SAT Scoring- What Is the Total Possible Score?
What Is the Total SAT Score?
The SAT has a maximum score of 1600. That's it. No tricks, no extra points for style. You can score anywhere from 400 to 1600 on the redesigned SAT introduced in 2016.
If you're scoring below 400, something went seriously wrong. Colleges know this. They won't be impressed by a 390.
How the SAT Scoring Works
Your total score comes from two main sections:
- Evidence-Based Reading and Writing (ERW) — scored 200 to 800
- Math — scored 200 to 800
Add those two numbers together. That's your composite score.
Raw scores from correct answers get converted to the scaled score you see on your report. The College Board uses a process called equating to make sure scores are consistent across different test dates. A 600 on one test date means the same as a 600 on another.
No Penalty for Wrong Answers
The SAT does not penalize you for wrong answers. Guessing is better than leaving questions blank. Every correct answer adds to your score. Empty space is just wasted potential.
No Essay Score in the Total
The essay became optional in 2021 and was discontinued entirely in 2024. If you took an older SAT with the essay, that score was separate and not part of the 1600.
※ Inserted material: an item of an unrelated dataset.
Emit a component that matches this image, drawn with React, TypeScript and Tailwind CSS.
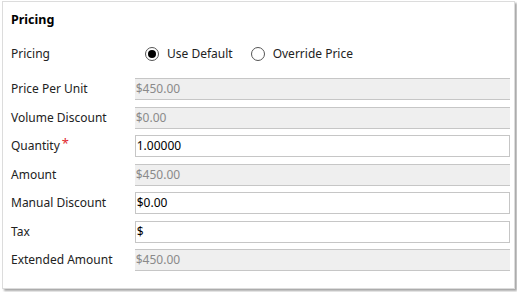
const rows: { label: string; value: string; readOnly: boolean; required?: boolean }[] = [
  { label: 'Price Per Unit', value: '$450.00', readOnly: true },
  { label: 'Volume Discount', value: '$0.00', readOnly: true },
  { label: 'Quantity', value: '1.00000', readOnly: false, required: true },
  { label: 'Amount', value: '$450.00', readOnly: true },
  { label: 'Manual Discount', value: '$0.00', readOnly: false },
  { label: 'Tax', value: '$', readOnly: false },
  { label: 'Extended Amount', value: '$450.00', readOnly: true },
];

function Radio({ checked, label }: { checked: boolean; label: string }) {
  return (
    <div className="flex items-center gap-[8px]">
      <span className="w-[14px] h-[14px] rounded-full border border-[#555] flex items-center justify-center bg-white">
        {checked && <span className="w-[8px] h-[8px] rounded-full bg-black" />}
      </span>
      <span>{label}</span>
    </div>
  );
}

export default function App() {
  return (
    <div className="w-[517px] h-[292px] bg-white pt-[1px] pl-[2px]" style={{ fontFamily: '"Noto Sans", "Open Sans", sans-serif' }}>
      <div className="w-[513px] h-[288px] border border-[#dcdcdc] bg-white shadow-[2px_2px_2px_rgba(0,0,0,0.35)] text-[12px] text-[#222] pl-[8px] pr-[4px]">
        <h2 className="font-bold text-[12.5px] text-black mt-[8px] h-[20px] leading-[20px]">Pricing</h2>

        <div className="flex items-center h-[24px] mt-[12px]">
          <div className="w-[124px]">Pricing</div>
          <div className="flex items-center gap-[18px] pl-[10px]">
            <Radio checked label="Use Default" />
            <Radio checked={false} label="Override Price" />
          </div>
        </div>

        <div className="flex flex-col mt-[9px]">
          {rows.map((r) => (
            <div key={r.label} className="flex items-center h-[28.5px]">
              <div className="w-[124px] flex items-start">
                {r.label}
                {r.required && <span className="text-[#e0282e] text-[13px] leading-[12px] ml-[2px]">*</span>}
              </div>
              <div
                className={`w-[376px] h-[22px] leading-[20px] border border-[#c6c6c6] px-[1px] text-[12px] ${
                  r.readOnly ? 'bg-[#efefef] text-[#8a8a8a] border-x-0' : 'bg-white text-black'
                }`}
              >
                {r.value}
              </div>
            </div>
          ))}
        </div>
      </div>
    </div>
  );
}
What About Subscores and Cross-Test Scores?
The College Board gives you a lot of numbers on your score report. Most of them are noise.
Subscores (1-15 scale):
- Command of Evidence
- Words in Context
- Expression of Ideas
- Standard English Conventions
- Algebra
- Problem Solving and Data Analysis
- Geometry and Trigonometry
Cross-Test Scores (10-40 scale):
- Analysis in History/Social Studies
- Analysis in Science
These look impressive on paper. Colleges rarely care about them. They look at your composite and section scores. Don't waste mental energy obsessing over subscores.
SAT Score Ranges: What Do They Mean?
| Score Range | Percentile (Approx) | What This Means |
|---|---|---|
| 1400-1600 | 99th+ | Top tier. Competitive for elite schools. |
| 1200-1390 | 80-98th | Solid. Most colleges will consider you. |
| 1000-1190 | 50-79th | Average. State schools are within reach. |
| 800-990 | 20-49th | Below average. Limits your options. |
| Below 800 | Bottom 20% | Problematic. Most four-year schools won't be impressed. |
These are rough estimates. Percentiles shift slightly each year depending on the cohort.
What's a "Good" SAT Score?
There is no universal answer. It depends on where you're applying.
- Harvard, MIT, Stanford: 1500+ is baseline competitive. 1550+ is safer.
- Top 50 national universities: 1350+ generally considered competitive.
- State universities: 1100-1200+ often sufficient for admission.
- Community college: Open enrollment means no minimum score.
Check the 75th percentile scores for schools on your list. If your score falls at or above that number, you're in good shape for admission purposes.
How to Calculate Your SAT Score
You can't calculate it yourself before test day. Here's why:
- You don't know which questions get discarded (field test items)
- Equating adjusts scores based on difficulty
- Section scores are rounded, not simply added
What you can do: Take practice tests under real conditions. Add your raw correct answers. The College Board provides score conversion charts for each practice test. Use those to estimate your score range.
Getting Started: Understanding Your Score Report
When you get your official scores:
- Find your composite score (the big number, 400-1600)
- Check your section scores (ERW and Math)
- Ignore the subscores unless you're curious
- Compare to colleges on your list
If you're disappointed, retaking is an option. The SAT has no limit on attempts, though sending too many tests to colleges looks desperate. Take it seriously the first time. Prepare. Take it again only if the score doesn't match your target.
The Bottom Line
1600 is the maximum. Your section scores combine to form your composite. Wrong answers don't hurt you. Subscores exist but rarely matter. Percentiles tell you where you stand relative to other test-takers.
That's the SAT scoring system. No hidden formulas, no secret bonuses. Just math.